Back when George H. W. Bush was running for the White House, high-level Republicans were reportedly concerned about his perceived lack of gravitas. It may be hard to imagine now, with the elder Bush’s heft contrasted to that of the younger, but so it was. One of the phrases in print about him (aside from the epithets developed in George F. Will’s office) was “all resume and no substance."

 

In other words, former President Bush had held a series of government positions but made little impact.  Ironically, one position in which he had notable impact seems to be something not many people were able to talk about.  From 1976 to 1977, George H. W. Bush was director of the Central Intelligence Agency, appointed by President Gerald Ford. 

 

His main apparent contribution there, aside from shielding the Agency from investigation by the Church Committee as much as possible, is one we’re still paying for today:  the creation of a special entity called “Team B.”

 

The issue at hand was the strength of the U.S.S.R. – a broad question with unimaginably huge ramifications for the duration of the Cold War.  As we know by now, official estimates of Soviet military strength far outstripped the reality, to such an extent that the swift collapse of the Soviet Union took many nominally expert observers by surprise.  While the inflated estimates were being pumped out for public consumption, however, U.S. “defense” and “intelligence” spending was kept on track to meet the purported threat.

 

As my late father commented when the Berlin Wall finally fell, “The military-industrial complex keeps rolling along” (cf. the old song about caissons, which he used to hum).  One of the wheels in this process, as we now know, was none other than the creation supervised by Mr.

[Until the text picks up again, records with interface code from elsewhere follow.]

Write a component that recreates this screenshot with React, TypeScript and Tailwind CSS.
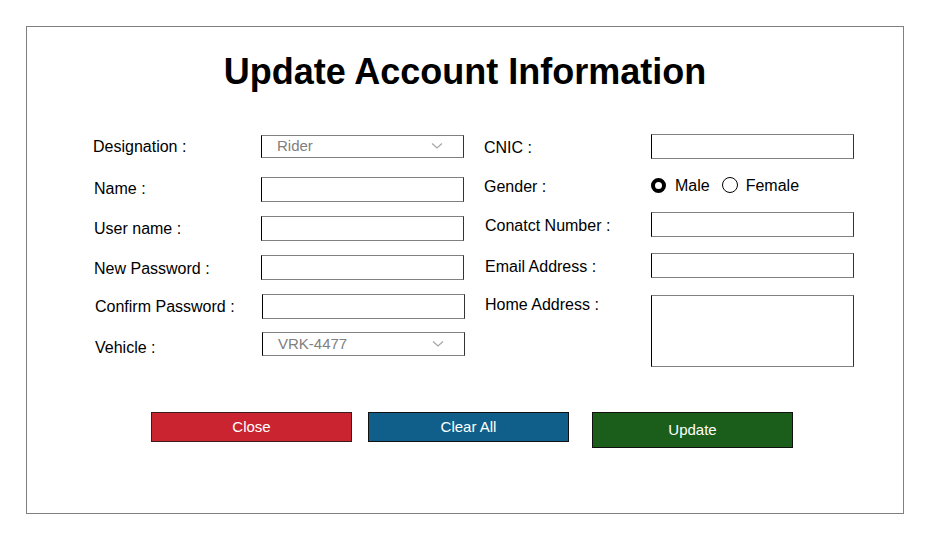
import React from "react";

const font = { fontFamily: '"Liberation Sans", Arial, sans-serif' };

function Chevron() {
  return (
    <svg width="12" height="7" viewBox="0 0 12 7" className="absolute right-[20px] top-1/2 -translate-y-1/2">
      <path d="M1 1 L6 5.5 L11 1" fill="none" stroke="#a6a6a6" strokeWidth="1.2" />
    </svg>
  );
}

function Input({ h = "h-[25px]", extra = "" }: { h?: string; extra?: string }) {
  return (
    <div className={`w-[203px] ${h} border border-[#808080] border-l-black border-r-[#333] bg-white ${extra}`} />
  );
}

function Select({ value, h }: { value: string; h: string }) {
  return (
    <div className={`relative w-[203px] ${h} border border-[#808080] border-l-black border-r-[#333] bg-white flex items-center pl-[15px] text-[15px] text-[#808080]`}>
      {value}
      <Chevron />
    </div>
  );
}

export default function App() {
  return (
    <div className="w-[930px] h-[540px] bg-white" style={font}>
      <div className="absolute left-[26px] top-[26px] w-[878px] h-[488px] border border-[#7f7f7f] flex flex-col">
        <h1 className="mt-[24px] text-center text-[36px] leading-[42px] font-bold text-black">
          Update Account Information
        </h1>
        <div className="flex items-start pl-[66px] mt-[40px] text-[16px] text-black">
          {/* left column */}
          <div className="flex flex-col mt-[1px] w-[391px]">
            <div className="flex items-center">
              <span className="w-[168px] translate-y-[1px]">Designation :</span>
              <Select value="Rider" h="h-[23px]" />
            </div>
            <div className="flex items-center mt-[19px]">
              <span className="w-[168px] pl-[1px] -translate-y-[1px]">Name :</span>
              <Input />
            </div>
            <div className="flex items-center mt-[14px]">
              <span className="w-[168px] pl-[1px]">User name :</span>
              <Input />
            </div>
            <div className="flex items-center mt-[14px]">
              <span className="w-[168px] pl-[1px] translate-y-[1px]">New Password :</span>
              <Input />
            </div>
            <div className="flex items-center mt-[14px]">
              <span className="w-[169px] pl-[2px]">Confirm Password :</span>
              <Input />
            </div>
            <div className="flex items-center mt-[13px]">
              <span className="w-[169px] pl-[2px] translate-y-[4px]">Vehicle :</span>
              <Select value="VRK-4477" h="h-[24px]" />
            </div>
          </div>
          {/* right column */}
          <div className="flex flex-col mt-[1px]">
            <div className="flex items-center">
              <span className="w-[167px] translate-y-[1px]">CNIC :</span>
              <Input />
            </div>
            <div className="flex items-center mt-[14px] h-[24px]">
              <span className="w-[167px] translate-y-[2px]">Gender :</span>
              <div className="flex items-center">
                <span className="w-[15px] h-[15px] rounded-full border-[4px] border-black bg-white" />
                <span className="ml-[9px] translate-y-[1px]">Male</span>
                <span className="ml-[12px] w-[16px] h-[16px] rounded-full border-[1.5px] border-black bg-white" />
                <span className="ml-[8px] translate-y-[1px]">Female</span>
              </div>
            </div>
            <div className="flex items-center mt-[15px]">
              <span className="w-[167px] pl-[1px] translate-y-[1px]">Conatct Number :</span>
              <Input />
            </div>
            <div className="flex items-center mt-[16px]">
              <span className="w-[167px] pl-[1px] translate-y-[1px]">Email Address :</span>
              <Input />
            </div>
            <div className="flex items-start mt-[17px]">
              <span className="w-[167px] pl-[1px] -translate-y-[2px]">Home Address :</span>
              <Input h="h-[72px]" />
            </div>
          </div>
        </div>
        <div className="flex items-start pl-[124px] mt-[45px] text-[15px] text-white">
          <button className="w-[201px] h-[30px] bg-[#cb2431] border border-[#3a1c1c] flex items-center justify-center">
            Close
          </button>
          <button className="ml-[16px] w-[201px] h-[30px] bg-[#0f5f8a] border border-[#111] flex items-center justify-center">
            Clear All
          </button>
          <button className="ml-[23px] w-[201px] h-[36px] bg-[#1b5e1b] border border-[#111] flex items-center justify-center pt-[1px]">
            Update
          </button>
        </div>
      </div>
    </div>
  );
}
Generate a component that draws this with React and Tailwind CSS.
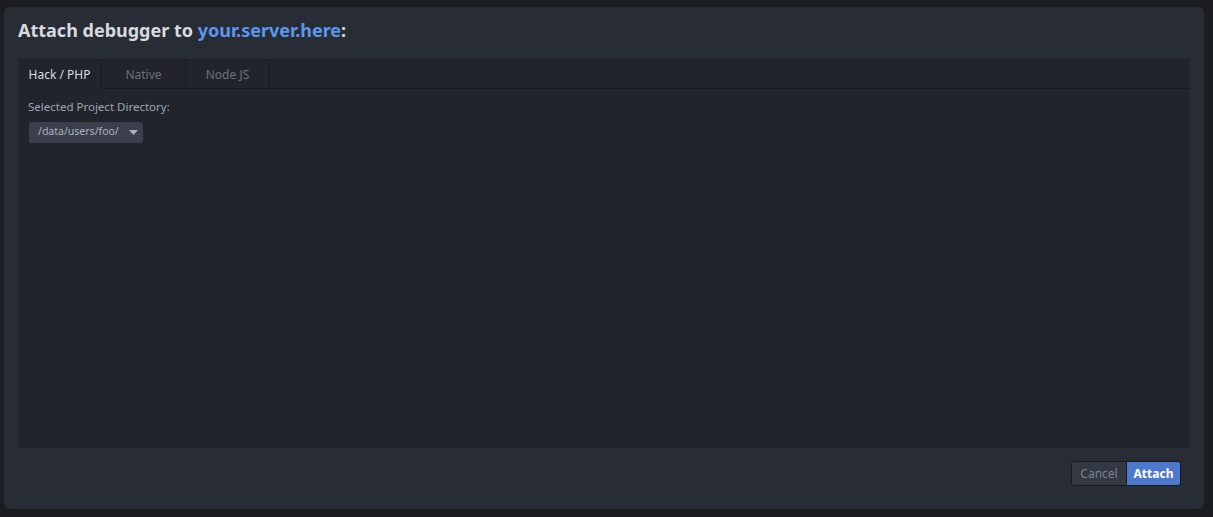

Bush, called “Team B.”  The crux was that CIA intelligence was turning up information that called the vaunted Soviet strength into some doubt.  In a pattern that went on for some years, the CIA was concerned about the discrepancies between conflicting estimates.  “Team B” was staffed not by the CIA but by people outside it, who generated their own estimates of Soviet strength, and was pushed by Reagan’s foreign intelligence advisory board.  The CIA seems not to have been pleased with it.  One CIA analyst who scrutinized the team’s work was found dead; his homicide has apparently never been solved.

 

But – and this will probably surprise no one – the team got its message out, or at least got its message up through administration channels to where it was most useful and was welcomed most warmly.

 

In a nutshell, what they did was basically keep the Cold War going as long as possible, even while it and the then-Soviet Union were on their last legs.

 

When the Cold War at last ended, even for public consumption, some of the same personnel – as we now know – began casting about for a new “global” entity to take its place.  Some media figures who have devoted little attention to other questions affecting public safety and public health instantly became exercised about weapons that might be stolen from the former U.S.S.R. and then acquired by terrorists.

 

A valid concern, of course.  But the same folks with so much to say about “terrorists” are much less voluble on equally somber issues including land mines, toxic waste, radioactive materials in private hands, etc.